### What to work on
Copy out the data below verbatim.

### Data excerpt
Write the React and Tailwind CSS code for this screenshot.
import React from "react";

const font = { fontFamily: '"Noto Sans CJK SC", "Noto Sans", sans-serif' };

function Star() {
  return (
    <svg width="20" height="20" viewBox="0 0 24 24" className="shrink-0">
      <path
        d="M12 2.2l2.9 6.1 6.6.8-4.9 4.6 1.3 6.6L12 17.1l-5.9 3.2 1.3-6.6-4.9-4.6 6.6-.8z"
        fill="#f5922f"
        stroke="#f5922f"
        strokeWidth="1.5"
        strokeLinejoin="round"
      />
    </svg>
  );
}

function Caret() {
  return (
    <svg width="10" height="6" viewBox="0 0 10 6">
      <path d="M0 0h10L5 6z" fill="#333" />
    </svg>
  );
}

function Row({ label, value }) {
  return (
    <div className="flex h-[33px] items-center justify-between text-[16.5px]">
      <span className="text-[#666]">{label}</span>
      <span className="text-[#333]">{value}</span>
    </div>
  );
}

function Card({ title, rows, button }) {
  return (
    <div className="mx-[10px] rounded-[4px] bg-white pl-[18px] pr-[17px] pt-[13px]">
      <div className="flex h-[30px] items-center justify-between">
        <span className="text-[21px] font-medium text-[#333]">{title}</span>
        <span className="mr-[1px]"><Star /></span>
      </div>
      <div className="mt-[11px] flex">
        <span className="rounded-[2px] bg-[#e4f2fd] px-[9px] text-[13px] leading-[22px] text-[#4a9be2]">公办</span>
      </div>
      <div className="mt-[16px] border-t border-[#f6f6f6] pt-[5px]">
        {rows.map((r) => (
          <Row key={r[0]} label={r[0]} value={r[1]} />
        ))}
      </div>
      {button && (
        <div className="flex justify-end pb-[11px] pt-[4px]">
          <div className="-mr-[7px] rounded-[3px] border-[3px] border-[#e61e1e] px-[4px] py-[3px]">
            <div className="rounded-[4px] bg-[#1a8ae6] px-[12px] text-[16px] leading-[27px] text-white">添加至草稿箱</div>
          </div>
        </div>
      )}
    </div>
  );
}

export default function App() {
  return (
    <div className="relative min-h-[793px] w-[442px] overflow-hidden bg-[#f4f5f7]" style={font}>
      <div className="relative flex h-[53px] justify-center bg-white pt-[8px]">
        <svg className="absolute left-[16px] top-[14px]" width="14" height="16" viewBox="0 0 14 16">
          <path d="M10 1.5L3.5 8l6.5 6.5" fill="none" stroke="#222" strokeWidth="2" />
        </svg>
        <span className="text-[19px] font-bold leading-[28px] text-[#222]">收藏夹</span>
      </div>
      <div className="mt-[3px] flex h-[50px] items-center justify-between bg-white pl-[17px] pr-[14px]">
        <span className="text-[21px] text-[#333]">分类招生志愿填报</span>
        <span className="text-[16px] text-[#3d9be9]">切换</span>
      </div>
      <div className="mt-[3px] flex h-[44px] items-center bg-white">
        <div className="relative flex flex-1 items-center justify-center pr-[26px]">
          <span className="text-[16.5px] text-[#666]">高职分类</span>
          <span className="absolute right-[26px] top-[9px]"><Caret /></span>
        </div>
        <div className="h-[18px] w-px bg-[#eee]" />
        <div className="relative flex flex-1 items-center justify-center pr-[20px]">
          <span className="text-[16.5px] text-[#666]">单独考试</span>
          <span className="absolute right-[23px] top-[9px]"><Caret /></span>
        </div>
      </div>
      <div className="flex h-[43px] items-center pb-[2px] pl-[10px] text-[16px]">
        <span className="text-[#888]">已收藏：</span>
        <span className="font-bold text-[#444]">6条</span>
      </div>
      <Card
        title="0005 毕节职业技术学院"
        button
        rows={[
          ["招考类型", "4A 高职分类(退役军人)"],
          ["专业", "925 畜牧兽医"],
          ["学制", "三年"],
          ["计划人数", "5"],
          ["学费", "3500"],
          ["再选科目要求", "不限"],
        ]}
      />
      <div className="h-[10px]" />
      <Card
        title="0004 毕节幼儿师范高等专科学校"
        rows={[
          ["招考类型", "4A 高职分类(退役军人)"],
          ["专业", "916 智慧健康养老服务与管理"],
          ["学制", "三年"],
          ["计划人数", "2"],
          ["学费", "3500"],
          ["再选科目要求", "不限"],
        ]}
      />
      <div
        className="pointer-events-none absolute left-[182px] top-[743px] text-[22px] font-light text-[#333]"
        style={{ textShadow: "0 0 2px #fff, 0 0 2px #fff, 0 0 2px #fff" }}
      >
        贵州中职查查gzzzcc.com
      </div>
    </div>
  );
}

### Finished task
Write the React and Tailwind CSS code for this screenshot.
import React from "react";

const font = { fontFamily: '"Noto Sans CJK SC", "Noto Sans", sans-serif' };

function Star() {
  return (
    <svg width="20" height="20" viewBox="0 0 24 24" className="shrink-0">
      <path
        d="M12 2.2l2.9 6.1 6.6.8-4.9 4.6 1.3 6.6L12 17.1l-5.9 3.2 1.3-6.6-4.9-4.6 6.6-.8z"
        fill="#f5922f"
        stroke="#f5922f"
        strokeWidth="1.5"
        strokeLinejoin="round"
      />
    </svg>
  );
}

function Caret() {
  return (
    <svg width="10" height="6" viewBox="0 0 10 6">
      <path d="M0 0h10L5 6z" fill="#333" />
    </svg>
  );
}

function Row({ label, value }) {
  return (
    <div className="flex h-[33px] items-center justify-between text-[16.5px]">
      <span className="text-[#666]">{label}</span>
      <span className="text-[#333]">{value}</span>
    </div>
  );
}

function Card({ title, rows, button }) {
  return (
    <div className="mx-[10px] rounded-[4px] bg-white pl-[18px] pr-[17px] pt-[13px]">
      <div className="flex h-[30px] items-center justify-between">
        <span className="text-[21px] font-medium text-[#333]">{title}</span>
        <span className="mr-[1px]"><Star /></span>
      </div>
      <div className="mt-[11px] flex">
        <span className="rounded-[2px] bg-[#e4f2fd] px-[9px] text-[13px] leading-[22px] text-[#4a9be2]">公办</span>
      </div>
      <div className="mt-[16px] border-t border-[#f6f6f6] pt-[5px]">
        {rows.map((r) => (
          <Row key={r[0]} label={r[0]} value={r[1]} />
        ))}
      </div>
      {button && (
        <div className="flex justify-end pb-[11px] pt-[4px]">
          <div className="-mr-[7px] rounded-[3px] border-[3px] border-[#e61e1e] px-[4px] py-[3px]">
            <div className="rounded-[4px] bg-[#1a8ae6] px-[12px] text-[16px] leading-[27px] text-white">添加至草稿箱</div>
          </div>
        </div>
      )}
    </div>
  );
}

export default function App() {
  return (
    <div className="relative min-h-[793px] w-[442px] overflow-hidden bg-[#f4f5f7]" style={font}>
      <div className="relative flex h-[53px] justify-center bg-white pt-[8px]">
        <svg className="absolute left-[16px] top-[14px]" width="14" height="16" viewBox="0 0 14 16">
          <path d="M10 1.5L3.5 8l6.5 6.5" fill="none" stroke="#222" strokeWidth="2" />
        </svg>
        <span className="text-[19px] font-bold leading-[28px] text-[#222]">收藏夹</span>
      </div>
      <div className="mt-[3px] flex h-[50px] items-center justify-between bg-white pl-[17px] pr-[14px]">
        <span className="text-[21px] text-[#333]">分类招生志愿填报</span>
        <span className="text-[16px] text-[#3d9be9]">切换</span>
      </div>
      <div className="mt-[3px] flex h-[44px] items-center bg-white">
        <div className="relative flex flex-1 items-center justify-center pr-[26px]">
          <span className="text-[16.5px] text-[#666]">高职分类</span>
          <span className="absolute right-[26px] top-[9px]"><Caret /></span>
        </div>
        <div className="h-[18px] w-px bg-[#eee]" />
        <div className="relative flex flex-1 items-center justify-center pr-[20px]">
          <span className="text-[16.5px] text-[#666]">单独考试</span>
          <span className="absolute right-[23px] top-[9px]"><Caret /></span>
        </div>
      </div>
      <div className="flex h-[43px] items-center pb-[2px] pl-[10px] text-[16px]">
        <span className="text-[#888]">已收藏：</span>
        <span className="font-bold text-[#444]">6条</span>
      </div>
      <Card
        title="0005 毕节职业技术学院"
        button
        rows={[
          ["招考类型", "4A 高职分类(退役军人)"],
          ["专业", "925 畜牧兽医"],
          ["学制", "三年"],
          ["计划人数", "5"],
          ["学费", "3500"],
          ["再选科目要求", "不限"],
        ]}
      />
      <div className="h-[10px]" />
      <Card
        title="0004 毕节幼儿师范高等专科学校"
        rows={[
          ["招考类型", "4A 高职分类(退役军人)"],
          ["专业", "916 智慧健康养老服务与管理"],
          ["学制", "三年"],
          ["计划人数", "2"],
          ["学费", "3500"],
          ["再选科目要求", "不限"],
        ]}
      />
      <div
        className="pointer-events-none absolute left-[182px] top-[743px] text-[22px] font-light text-[#333]"
        style={{ textShadow: "0 0 2px #fff, 0 0 2px #fff, 0 0 2px #fff" }}
      >
        贵州中职查查gzzzcc.com
      </div>
    </div>
  );
}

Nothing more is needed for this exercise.